From: Bruno Marchal <marchal.domain.name.hidden>
Date: Wed, 30 May 2007 16:00:20 +0200

Le 29-mai-07, à 07:31, Russell Standish a écrit :

>
> On Tue, May 29, 2007 at 03:05:52PM +0200, Bruno Marchal wrote:
>>
>>
>> Of course many things depends on definitions, but I thought it was
>> clear that I consider that any theorem prover machine, for a theory
>> like ZF or PA, is already self-aware. And of course such theorem
>> prover
>> already exist (not just in platonia).
>
> No it wasn't clear. Also theorem proving software exists already in
> the real world, and has been used to validate elementary circuit
> design. Unfortunately, more complicated circuits such as Pentium
> processors are beyond these programs. But I've never heard of anyone
> considering these programs self-aware before.

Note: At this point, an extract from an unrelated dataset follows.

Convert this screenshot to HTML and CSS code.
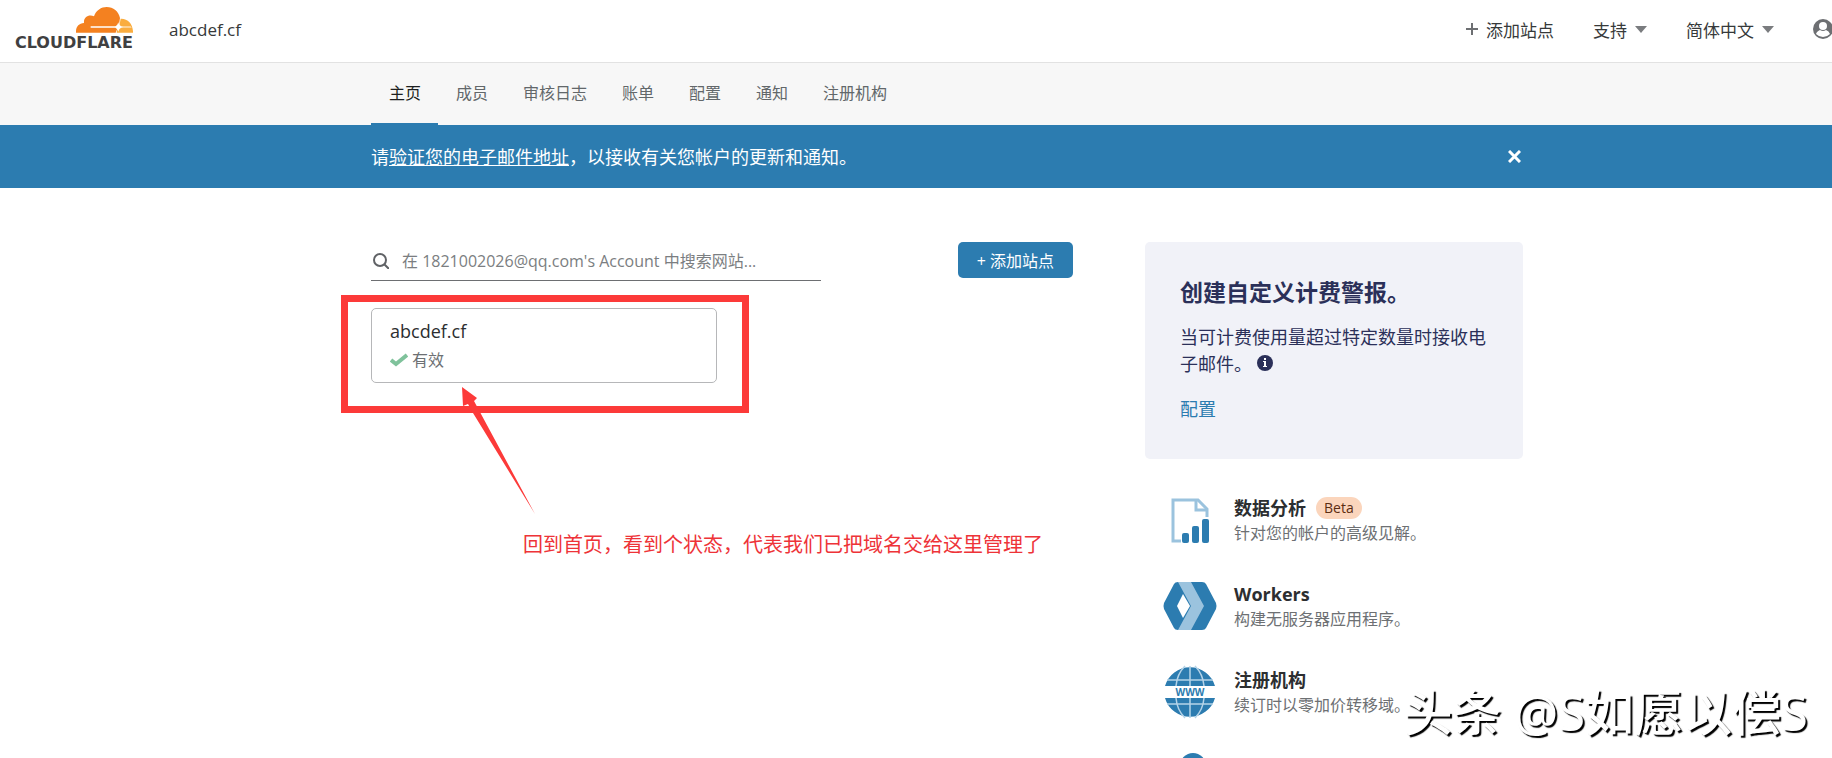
FILE: index.html
```
<!DOCTYPE html>
<html lang="zh-CN">

<head>
    <meta charset="UTF-8">
    <meta name="viewport" content="width=device-width, initial-scale=1.0">
    <title>abcdef.cf | Cloudflare</title>
    <link rel="stylesheet" href="styles.css">
</head>

<body>
    <div class="page">

        <header class="topbar">
            <a href="#" class="logo">
                <svg class="logo-cloud" viewBox="0 0 171 78" aria-hidden="true">
                    <path fill="#f48120" d="M0 77C-1 60 8 49 24 48C22 31 38 21 54 28C60 10 76 0 92 0C112 0 128 13 132 33L129 52L119 77Z" />
                    <path fill="#faad3f" d="M134 35C156 34 172 52 171 77H122C122 70 126 64 130 56Z" />
                    <path fill="#fff" d="M44 58H118Q125 55 127 46Q129 57 141 60Q129 63 127 74Q125 65 118 62H44Z" />
                    <path fill="#fff" d="M136 58H164L167 62H136Z" opacity=".6" />
                </svg>
                <span class="logo-name">CLOUDFLARE</span>
            </a>
            <a href="#" class="site-name">abcdef.cf</a>
            <div class="top-actions">
                <button class="top-btn">
                    <svg width="12" height="12" viewBox="0 0 12 12" aria-hidden="true"><path d="M6 0V12M0 6H12" stroke="#6d6f72" stroke-width="2" /></svg>
                    添加站点
                </button>
                <button class="top-btn">支持
                    <svg width="12" height="7" viewBox="0 0 12 7" aria-hidden="true"><path d="M0 0H12L6 7Z" fill="#7a7c7f" /></svg>
                </button>
                <button class="top-btn">简体中文
                    <svg width="12" height="7" viewBox="0 0 12 7" aria-hidden="true"><path d="M0 0H12L6 7Z" fill="#7a7c7f" /></svg>
                </button>
                <button class="top-btn" aria-label="账户">
                    <svg width="20" height="20" viewBox="0 0 20 20" aria-hidden="true">
                        <circle cx="10" cy="10" r="10" fill="#6d6f72" />
                        <circle cx="10" cy="7" r="4" fill="#fff" />
                        <path d="M3 15C4 12 7 11 7 11Q10 13 13 11Q16 12 17 15Q14 18 10 18Q6 18 3 15Z" fill="#fff" />
                    </svg>
                </button>
            </div>
        </header>

        <nav class="subnav">
            <div class="container tabs">
                <a href="#" class="tab active">主页</a>
                <a href="#" class="tab">成员</a>
                <a href="#" class="tab">审核日志</a>
                <a href="#" class="tab">账单</a>
                <a href="#" class="tab">配置</a>
                <a href="#" class="tab">通知</a>
                <a href="#" class="tab">注册机构</a>
            </div>
        </nav>

        <div class="banner">
            <div class="container banner-row">
                <p>请<a href="#">验证您的电子邮件地址</a>，以接收有关您帐户的更新和通知。</p>
                <button class="close" aria-label="关闭">
                    <svg width="13" height="13" viewBox="0 0 13 13" aria-hidden="true"><path d="M1 1L12 12M12 1L1 12" stroke="#fff" stroke-width="3" /></svg>
                </button>
            </div>
        </div>

        <main class="content">
            <div class="container columns">
                <section class="sites">
                    <div class="toolbar">
                        <label class="search">
                            <svg width="16" height="16" viewBox="0 0 16 16" fill="none" stroke="#606266" stroke-width="2" aria-hidden="true">
                                <circle cx="7" cy="7" r="6" />
                                <path d="M11 11L16 16" />
                            </svg>
                            <input type="text" aria-label="搜索网站" placeholder="在 1821002026@qq.com's Account 中搜索网站...">
                        </label>
                        <button class="add-btn">+ 添加站点</button>
                    </div>

                    <div class="marked">
                        <a href="#" class="site-card">
                            <span class="site-title">abcdef.cf</span>
                            <span class="site-status">
                                <svg width="18" height="14" viewBox="0 0 18 14" aria-hidden="true"><path d="M1 7L6 11L17 2" fill="none" stroke="#7fc29b" stroke-width="4" /></svg>
                                有效
                            </span>
                        </a>
                        <!-- red notes drawn over the page -->
                        <div class="frame"></div>
                        <svg class="arrow" width="74" height="128" viewBox="0 0 74 128" aria-hidden="true">
                            <path fill="#fc3a39" d="M0 0L15 11L12 14L73 127L11 26L6 17L1 19Z" />
                        </svg>
                        <p class="note">回到首页，看到个状态，代表我们已把域名交给这里管理了</p>
                    </div>
                </section>

                <aside class="side">
                    <div class="alert-card">
                        <h2>创建自定义计费警报。</h2>
                        <p>当可计费使用量超过特定数量时接收电子邮件。
                            <svg class="info" width="16" height="16" viewBox="0 0 16 16" aria-hidden="true">
                                <circle cx="8" cy="8" r="8" fill="#2b3059" />
                                <path d="M7 3H9V5H7ZM6 6H9V11H10V12H6V11H7V7H6Z" fill="#fff" />
                            </svg>
                        </p>
                        <a href="#">配置</a>
                    </div>

                    <ul class="products">
                        <li>
                            <svg class="product-icon" viewBox="0 0 54 54" aria-hidden="true">
                                <path d="M18 48H10V7H35L44 16V24" fill="none" stroke="#9bc3de" stroke-width="3" />
                                <path d="M33 7V17H44" fill="none" stroke="#9bc3de" stroke-width="3" />
                                <rect x="19" y="40" width="7" height="10" rx="2" fill="#2c7cb0" />
                                <rect x="29" y="33" width="7" height="17" rx="2" fill="#2c7cb0" />
                                <rect x="39" y="26" width="7" height="24" rx="2" fill="#2c7cb0" />
                            </svg>
                            <div>
                                <h3>数据分析 <span class="beta">Beta</span></h3>
                                <p>针对您的帐户的高级见解。</p>
                            </div>
                        </li>
                        <li>
                            <svg class="product-icon" viewBox="0 0 54 54" aria-hidden="true">
                                <path fill="#2c7cb0" d="M15 3H39Q42 3 43 5L53 24Q54 27 53 30L43 49Q42 51 39 51H15Q12 51 11 49L1 30Q0 27 1 24L11 5Q12 3 15 3Z" />
                                <path fill="#9bc3de" d="M15 3H28L41 27L28 51H15L28 27Z" />
                                <path fill="#fff" d="M20 15L27 27L20 39L14 27Z" />
                            </svg>
                            <div>
                                <h3>Workers</h3>
                                <p>构建无服务器应用程序。</p>
                            </div>
                        </li>
                        <li>
                            <svg class="product-icon" viewBox="0 0 54 54" aria-hidden="true">
                                <path fill="#2c7cb0" d="M2 21A26 26 0 0 1 52 21ZM2 33A26 26 0 0 0 52 33Z" />
                                <path fill="none" stroke="#b4d3e8" stroke-width="1.5" d="M27 1V21M27 33V53M4 15H50M4 39H50M22 1Q14 9 13 21M32 1Q40 9 41 21M13 33Q14 45 22 53M41 33Q40 45 32 53" />
                                <text x="27" y="31" class="www">WWW</text>
                            </svg>
                            <div>
                                <h3>注册机构</h3>
                                <p>续订时以零加价转移域。</p>
                            </div>
                        </li>
                        <li>
                            <svg class="product-icon" viewBox="0 0 54 54" aria-hidden="true">
                                <circle cx="30" cy="15" r="13" fill="#2c7cb0" />
                            </svg>
                        </li>
                    </ul>
                </aside>
            </div>
        </main>

        <div class="watermark">头条 @S如愿以偿S</div>
    </div>
</body>

</html>
```
FILE: styles.css
```
* {
    box-sizing: border-box;
}

body {
    margin: 0;
    font-family: "Open Sans", "Noto Sans CJK SC", sans-serif;
    font-size: 16px;
    font-weight: 400;
    color: #36393a;
    background: #fff;
}

h2,
h3,
p,
ul {
    margin: 0;
    padding: 0;
}

a {
    color: inherit;
    text-decoration: none;
}

button {
    padding: 0;
    border: none;
    background: none;
    font: inherit;
    color: inherit;
    cursor: pointer;
}

.page {
    position: relative;
    height: 100vh;
    overflow: hidden;
}

/* content sits a little right of centre */
.subnav,
.banner,
.content {
    padding-left: 62px;
}

.container {
    max-width: 1152px;
    margin: 0 auto;
}

/* top bar */
.topbar {
    display: flex;
    align-items: center;
    height: 63px;
    padding: 0 0 4px 15px;
    border-bottom: 1px solid #e2e2e2;
}

.logo {
    display: flex;
    flex-direction: column;
    align-items: flex-end;
    width: 118px;
    padding-top: 2px;
}

.logo-cloud {
    width: 57px;
    height: 26px;
}

.logo-name {
    font-family: "DejaVu Sans", sans-serif;
    font-size: 16px;
    font-weight: 700;
    line-height: 20px;
    color: #404041;
}

.site-name {
    margin-left: 36px;
    font-size: 17px;
}

.top-actions {
    display: flex;
    gap: 39px;
    margin-left: auto;
    margin-right: -1px;
    font-size: 17px;
}

.top-btn {
    display: flex;
    align-items: center;
    gap: 8px;
}

/* tabs */
.subnav {
    background: #f7f7f7;
}

.tabs {
    display: flex;
    height: 62px;
}

.tab {
    padding: 0 17px 0 18px;
    line-height: 60px;
    color: #62676a;
}

.tab.active {
    color: #1d1f20;
    border-bottom: 2px solid #2c7cb0;
}

/* banner */
.banner {
    background: #2c7cb0;
    color: #fff;
    font-size: 18px;
}

.banner-row {
    display: flex;
    align-items: center;
    justify-content: space-between;
    height: 63px;
}

.banner p {
    padding-bottom: 2px;
}

.banner a {
    text-decoration: underline;
}

.close {
    display: flex;
    padding: 2px;
}

/* main */
.content {
    padding-top: 54px;
}

.columns {
    display: grid;
    grid-template-columns: 1fr 378px;
    gap: 72px;
}

.toolbar {
    display: flex;
    justify-content: space-between;
    align-items: flex-start;
}

.search {
    display: flex;
    align-items: center;
    gap: 13px;
    width: 450px;
    height: 39px;
    padding-left: 2px;
    border-bottom: 1px solid #6d6f72;
}

.search input {
    flex: 1;
    min-width: 0;
    padding: 0;
    border: none;
    outline: none;
    background: none;
    font: inherit;
}

.search input::placeholder {
    color: #7b7e81;
    opacity: 1;
}

.add-btn {
    height: 36px;
    padding: 0 19px;
    border-radius: 5px;
    background: #2c7cb0;
    color: #fff;
}

.marked {
    position: relative;
    width: 346px;
    margin-top: 27px;
}

.site-card {
    display: block;
    height: 75px;
    padding: 8px 18px;
    border: 1px solid #b6b7b9;
    border-radius: 5px;
}

.site-title {
    display: block;
    font-size: 18px;
    line-height: 28px;
    color: #2c2e30;
}

.site-status {
    display: flex;
    align-items: center;
    gap: 4px;
    line-height: 30px;
    color: #6d7073;
}

.frame {
    position: absolute;
    top: -13px;
    left: -30px;
    width: 408px;
    height: 118px;
    border: 7px solid #fc3a39;
}

.arrow {
    position: absolute;
    top: 79px;
    left: 91px;
}

.note {
    position: absolute;
    top: 222px;
    left: 152px;
    font-size: 20px;
    line-height: 30px;
    white-space: nowrap;
    color: #ee3338;
}

/* side column */
.alert-card {
    height: 217px;
    padding: 33px 35px;
    border-radius: 5px;
    background: #f1f2f8;
    font-size: 18px;
    line-height: 27px;
    color: #2b3059;
}

.alert-card h2 {
    margin-bottom: 15px;
    font-size: 23px;
    line-height: 34px;
}

.alert-card p {
    margin-bottom: 18px;
}

.alert-card a {
    color: #2c7cb0;
}

.products {
    padding: 34px 18px 0;
    list-style: none;
}

.products li {
    display: flex;
    gap: 17px;
    height: 86px;
}

.product-icon {
    width: 54px;
    height: 54px;
}

.products h3 {
    display: flex;
    align-items: center;
    gap: 10px;
    font-size: 18px;
    line-height: 30px;
    color: #2c2e30;
}

.products p {
    line-height: 21px;
    color: #6d7073;
}

.beta {
    padding: 0 8px;
    border-radius: 11px;
    background: #fbd5bc;
    font-size: 14px;
    font-weight: 400;
    line-height: 22px;
    color: #5b2c12;
}

.www {
    font-family: "Open Sans", sans-serif;
    font-size: 10px;
    font-weight: 700;
    text-anchor: middle;
    fill: #2c7cb0;
}

.watermark {
    position: absolute;
    right: 24px;
    bottom: 16px;
    font-size: 49px;
    font-weight: 500;
    line-height: 60px;
    color: #fff;
    text-shadow: 2px 2px 1px #000;
}
```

This is due probably because they have not been conceived in that
spirit.



>
>> But
>> frankly I am glad with Smullyan (rather classical) definition of
>> self-awareness in his little book "FOREVER UNDECIDED":
>> A machine M is self-aware if, having proved p, she will prove soon or
>> later if not already, Bp.
>> A machine M is self-aware of its self-awareness if for any p she
>> proves
>> Bp -> BBp (that is: she knows the preceding line for any proposition
>> p).
>
> I will try to borrow a copy of this book to read his
> justification. These definitions you give are not at all
> obvious. Sydney Uni has a copy in its library - unfortunately there is
> a bit of administrative hassle for me to organise borrowing priveleges
> there.
>
>> This explains why a philosopher like Malcolm (ref in my thesis), who
>> reasons very rigorously, and who believes the theaetetical definition
>> of knowledge is wrong, is forced both to disbelieve in comp, and to
>> disbelieve in consciousness in dreams (like with lucidity, but not
>> necessarily).
>
> Well this is different from me. I don't believe the theatetical
> definitions are wrong as such, I just don't really understand their
> justification. If it were a question of terminology, I could happily
> call it "Theatetical knowledge", and prove all sorts of wonderful
> results about it, but still never know what it corresponds to in the
> real world.
>
> Maybe Smullyan has some justification for this?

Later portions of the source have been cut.